In this week’s blog, Lauren Young discusses her PhD research on the the history of diabetes in post-war Northern Ireland:
Diabetes, both Type 1 and Type 2, became increasingly common throughout the twentieth century in western countries. This was due to the epidemiological transition from infectious to chronic illness, changing western diets and the ‘new public health’ that emerged internationally from the 1970s.[1] The number of people living with diabetes in Northern Ireland currently is 100,000, 5.7% of the population.[2] Further afield, since 1996, the number of people diagnosed with diabetes in the UK has risen from 1.4 million to 3.5 million, according to research carried out by the organisation Diabetes UK. By 2025, diabetes prevalence in the UK is estimated to rise to five million.[3]
In today’s society, diabetes is becoming a huge health concern along with other chronic conditions that need to be managed by the patients themselves. Diabetes Type 1 was relatively rare until the post-war period. Type 2 has become increasingly common as a result of increased life expectancy and lifestyle change in recent years. Indeed, diabetes is now considered epidemic.[4] As Martin Moore outlines (in relation to England), in the post-war period outpatient clinics came to be viewed as particularly beneficial for providing regular and long-term interactions between doctor and patient to work on managing their condition better. In line with broader trends towards patient-centred therapy, lifestyle and risk factors, from the 1970s particular emphasis was placed on patient education and self-management.[5]

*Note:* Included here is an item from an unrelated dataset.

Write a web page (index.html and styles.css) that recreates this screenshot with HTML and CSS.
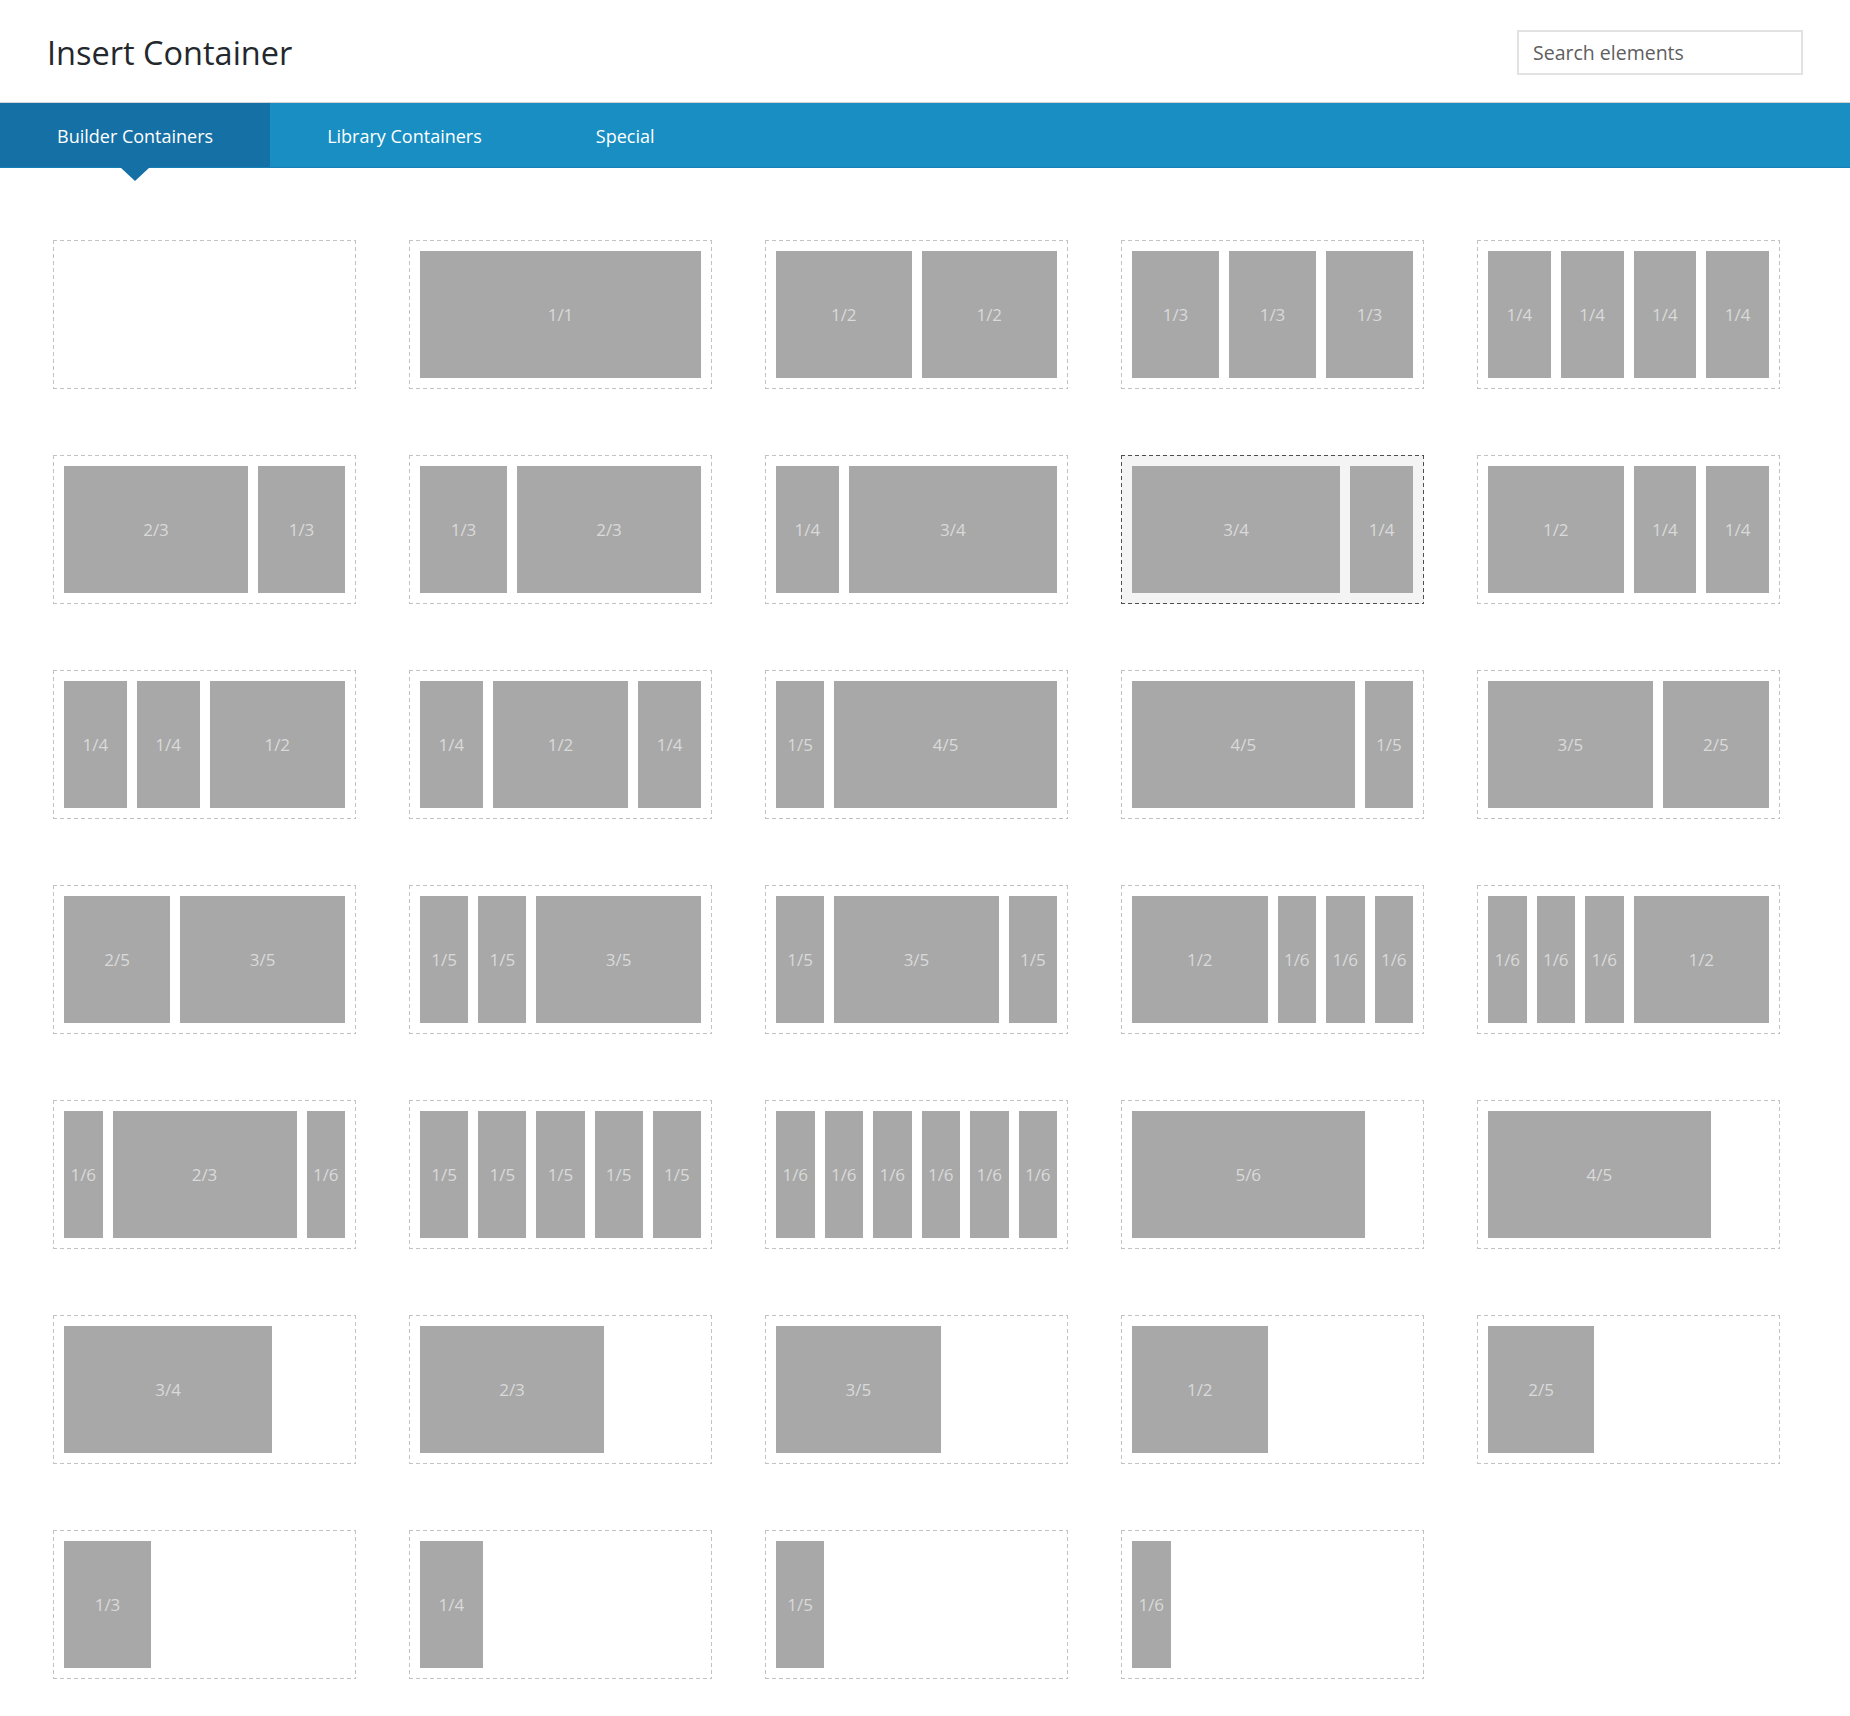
FILE: index.html
```html
<!DOCTYPE html>
<html lang="en">
<head>
    <meta charset="UTF-8">
    <meta name="viewport" content="width=device-width, initial-scale=1.0">
    <title>Insert Container</title>
    <link rel="stylesheet" href="styles.css">
</head>
<body>
    <div class="modal-header">
        <h1 class="modal-title">Insert Container</h1>
        <input class="search" type="text" placeholder="Search elements">
    </div>

    <div class="tabs">
        <a class="tab active">Builder Containers</a>
        <a class="tab">Library Containers</a>
        <a class="tab">Special</a>
    </div>

    <div class="layouts">
        <!-- row 1 -->
        <div class="layout"><div class="cols"></div></div>
        <div class="layout"><div class="cols">
            <div class="col w11">1/1</div>
        </div></div>
        <div class="layout"><div class="cols">
            <div class="col w12">1/2</div><div class="col w12">1/2</div>
        </div></div>
        <div class="layout"><div class="cols">
            <div class="col w13">1/3</div><div class="col w13">1/3</div><div class="col w13">1/3</div>
        </div></div>
        <div class="layout"><div class="cols">
            <div class="col w14">1/4</div><div class="col w14">1/4</div><div class="col w14">1/4</div><div class="col w14">1/4</div>
        </div></div>

        <!-- row 2 -->
        <div class="layout"><div class="cols">
            <div class="col w23">2/3</div><div class="col w13">1/3</div>
        </div></div>
        <div class="layout"><div class="cols">
            <div class="col w13">1/3</div><div class="col w23">2/3</div>
        </div></div>
        <div class="layout"><div class="cols">
            <div class="col w14">1/4</div><div class="col w34">3/4</div>
        </div></div>
        <div class="layout hover"><div class="cols">
            <div class="col w34">3/4</div><div class="col w14">1/4</div>
        </div></div>
        <div class="layout"><div class="cols">
            <div class="col w12">1/2</div><div class="col w14">1/4</div><div class="col w14">1/4</div>
        </div></div>

        <!-- row 3 -->
        <div class="layout"><div class="cols">
            <div class="col w14">1/4</div><div class="col w14">1/4</div><div class="col w12">1/2</div>
        </div></div>
        <div class="layout"><div class="cols">
            <div class="col w14">1/4</div><div class="col w12">1/2</div><div class="col w14">1/4</div>
        </div></div>
        <div class="layout"><div class="cols">
            <div class="col w15">1/5</div><div class="col w45">4/5</div>
        </div></div>
        <div class="layout"><div class="cols">
            <div class="col w45">4/5</div><div class="col w15">1/5</div>
        </div></div>
        <div class="layout"><div class="cols">
            <div class="col w35">3/5</div><div class="col w25">2/5</div>
        </div></div>

        <!-- row 4 -->
        <div class="layout"><div class="cols">
            <div class="col w25">2/5</div><div class="col w35">3/5</div>
        </div></div>
        <div class="layout"><div class="cols">
            <div class="col w15">1/5</div><div class="col w15">1/5</div><div class="col w35">3/5</div>
        </div></div>
        <div class="layout"><div class="cols">
            <div class="col w15">1/5</div><div class="col w35">3/5</div><div class="col w15">1/5</div>
        </div></div>
        <div class="layout"><div class="cols">
            <div class="col w12">1/2</div><div class="col w16">1/6</div><div class="col w16">1/6</div><div class="col w16">1/6</div>
        </div></div>
        <div class="layout"><div class="cols">
            <div class="col w16">1/6</div><div class="col w16">1/6</div><div class="col w16">1/6</div><div class="col w12">1/2</div>
        </div></div>

        <!-- row 5 -->
        <div class="layout"><div class="cols">
            <div class="col w16">1/6</div><div class="col w23">2/3</div><div class="col w16">1/6</div>
        </div></div>
        <div class="layout"><div class="cols">
            <div class="col w15">1/5</div><div class="col w15">1/5</div><div class="col w15">1/5</div><div class="col w15">1/5</div><div class="col w15">1/5</div>
        </div></div>
        <div class="layout"><div class="cols">
            <div class="col w16">1/6</div><div class="col w16">1/6</div><div class="col w16">1/6</div><div class="col w16">1/6</div><div class="col w16">1/6</div><div class="col w16">1/6</div>
        </div></div>
        <div class="layout"><div class="cols">
            <div class="col w56">5/6</div>
        </div></div>
        <div class="layout"><div class="cols">
            <div class="col w45">4/5</div>
        </div></div>

        <!-- row 6 -->
        <div class="layout"><div class="cols">
            <div class="col w34">3/4</div>
        </div></div>
        <div class="layout"><div class="cols">
            <div class="col w23">2/3</div>
        </div></div>
        <div class="layout"><div class="cols">
            <div class="col w35">3/5</div>
        </div></div>
        <div class="layout"><div class="cols">
            <div class="col w12">1/2</div>
        </div></div>
        <div class="layout"><div class="cols">
            <div class="col w25">2/5</div>
        </div></div>

        <!-- row 7 -->
        <div class="layout"><div class="cols">
            <div class="col w13">1/3</div>
        </div></div>
        <div class="layout"><div class="cols">
            <div class="col w14">1/4</div>
        </div></div>
        <div class="layout"><div class="cols">
            <div class="col w15">1/5</div>
        </div></div>
        <div class="layout"><div class="cols">
            <div class="col w16">1/6</div>
        </div></div>
    </div>
</body>
</html>
```

FILE: styles.css
```css
* {
    box-sizing: border-box;
}

body {
    margin: 0;
    font-family: "Open Sans", "Noto Sans", sans-serif;
    background: #fff;
}

.modal-header {
    height: 103px;
    padding: 2px 47px 0;
    display: flex;
    align-items: center;
    justify-content: space-between;
    border-bottom: 1px solid #d4d4d4;
}

.modal-title {
    margin: 0;
    font-size: 32.5px;
    font-weight: 400;
    color: #23282d;
}

.search {
    width: 286px;
    height: 45px;
    padding: 0 14px;
    border: 2px solid #e2e2e2;
    font-family: inherit;
    font-size: 19.5px;
    color: #333;
    outline: none;
}

.search::placeholder {
    color: #5e5e5e;
}

/* tab strip */
.tabs {
    display: flex;
    height: 65px;
    background: #188ec3;
    border-bottom: 1px solid #1680b6;
}

.tab {
    position: relative;
    display: flex;
    align-items: center;
    padding: 2px 57px 0;
    color: #fff;
    font-size: 18px;
    cursor: pointer;
}

.tab.active {
    background: #1570a5;
}

.tab.active::after {
    content: "";
    position: absolute;
    left: 50%;
    top: 100%;
    margin-left: -15px;
    border-left: 15px solid transparent;
    border-right: 15px solid transparent;
    border-top: 14px solid #1570a5;
}

/* layout picker grid */
.layouts {
    display: grid;
    grid-template-columns: repeat(5, 303px);
    column-gap: 53px;
    row-gap: 66px;
    padding: 72px 0 38px 53px;
}

/* dashed outline drawn with gradients so the dashes are longer than the browser's */
.layout {
    --dash: #c2c2c2;
    padding: 11px;
    cursor: pointer;
    background:
        repeating-linear-gradient(90deg, var(--dash) 0 4px, transparent 4px 7px) left top / 100% 1px no-repeat,
        repeating-linear-gradient(90deg, var(--dash) 0 4px, transparent 4px 7px) left bottom / 100% 1px no-repeat,
        repeating-linear-gradient(180deg, var(--dash) 0 4px, transparent 4px 7px) left top / 1px 100% no-repeat,
        repeating-linear-gradient(180deg, var(--dash) 0 4px, transparent 4px 7px) right top / 1px 100% no-repeat;
}

.layout.hover {
    --dash: #4f4f4f;
    background-color: #f4f4f4;
}

.cols {
    display: flex;
    gap: 10px;
    height: 127px;
}

.col {
    display: flex;
    align-items: center;
    justify-content: center;
    background: #a8a8a8;
    color: #dadada;
    font-size: 17px;
}

/* column widths: fraction of (row + gap) minus the gap */
.w11 { width: 100%; }
.w12 { width: calc((100% + 10px) / 2 - 10px); }
.w13 { width: calc((100% + 10px) / 3 - 10px); }
.w23 { width: calc((100% + 10px) * 2 / 3 - 10px); }
.w14 { width: calc((100% + 10px) / 4 - 10px); }
.w34 { width: calc((100% + 10px) * 3 / 4 - 10px); }
.w15 { width: calc((100% + 10px) / 5 - 10px); }
.w25 { width: calc((100% + 10px) * 2 / 5 - 10px); }
.w35 { width: calc((100% + 10px) * 3 / 5 - 10px); }
.w45 { width: calc((100% + 10px) * 4 / 5 - 10px); }
.w16 { width: calc((100% + 10px) / 6 - 10px); }
.w56 { width: calc((100% + 10px) * 5 / 6 - 10px); }
```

My PhD thesis will provide the first historical research project on diabetes in twentieth-century Northern Ireland, with an emphasis on the post-war period. It will also provide an insight into what it was like to live with diabetes from the patient’s point of view. Medical history today is bombarded with works on the successes of twentieth-century medicine and medical men. But there are very few, if any, accounts of the experience of medicine from the patient’s perspective. Historians now should be working to bring through the patient voice in medical history, which is exactly what my thesis aims to do.
This thesis is an oral history project. In order to gain an insight into the patient experience of living with diabetes in Northern Ireland, I will interview patients who were diagnosed in the years following the establishment of the National Health Service in 1948. I will interview people of various ages and aim for an equal balance of both male and female participants. By interviewing diabetic patients who were diagnosed and treated during the twentieth century, I aim to find out how diabetes services and treatments changed through time after the establishment of the NHS. This will cover areas such as the change from injecting with syringes to the introduction of popular insulin pens in 1985, as well as the advancements in diagnosis techniques in hospitals. Questions will also cover areas such as the patient’s relationship with their doctor and diabetes healthcare team.

A key theme in this research will be finding out what it was like to live with diabetes in twentieth-century Northern Ireland. Interview questions will acknowledge the difficulties of living with diabetes and the social stigma that was attached to the condition at this time. For example, a story I heard of recently revealed that a man who was diagnosed with diabetes in the 1960s felt the need to hide his diagnosis from his employer. Following an episode of hypoglycaemia in the workplace, his employer found out about his condition and this resulted in the patient losing his job. I aim to find out if this was a common problem for patients in Northern Ireland, as well as other social circumstances attached to their diagnosis. Whilst this research looks at the history of diabetes in Northern Ireland through the eyes of the patient, I will also record interviews with both doctors and diabetic nurses. The aim of this is to learn more about how their practice of treating diabetes changed during the twentieth century, as well as how their relationship with patients changed through time.
Lauren Young is a history PhD student at Queen’s University Belfast. Her research focuses on the history of Diabetes in twentieth-century Northern Ireland, with a particular emphasis on the changing patient experience of treatments and services since the establishment of the NHS in 1948.
[1] Alexander Mercer, Infections, Chronic Disease and the Epidemiological Transition: A New Perspective (University of Rochester Press, 2014), 5.
[2] “Diabetes in Northern Ireland,” Diabetes UK, (accessed 8th August 2019) https://www.diabetes.org.uk/In_Your_Area/N_Ireland/Diabetes_in_Northern_Ireland
[3] “Diabetes in Northern Ireland”.
[4] Robert Tattersall, Diabetes: The Biography (Oxford: Oxford University Press, 2009), 84.
[5] Martin Moore, “Food as Medicine: Diet, Diabetes Management, and the Patient in Twentieth Century Britain,” Journal of the History of Medicine and Allied Sciences 73, no. 2 (March 2018), 153.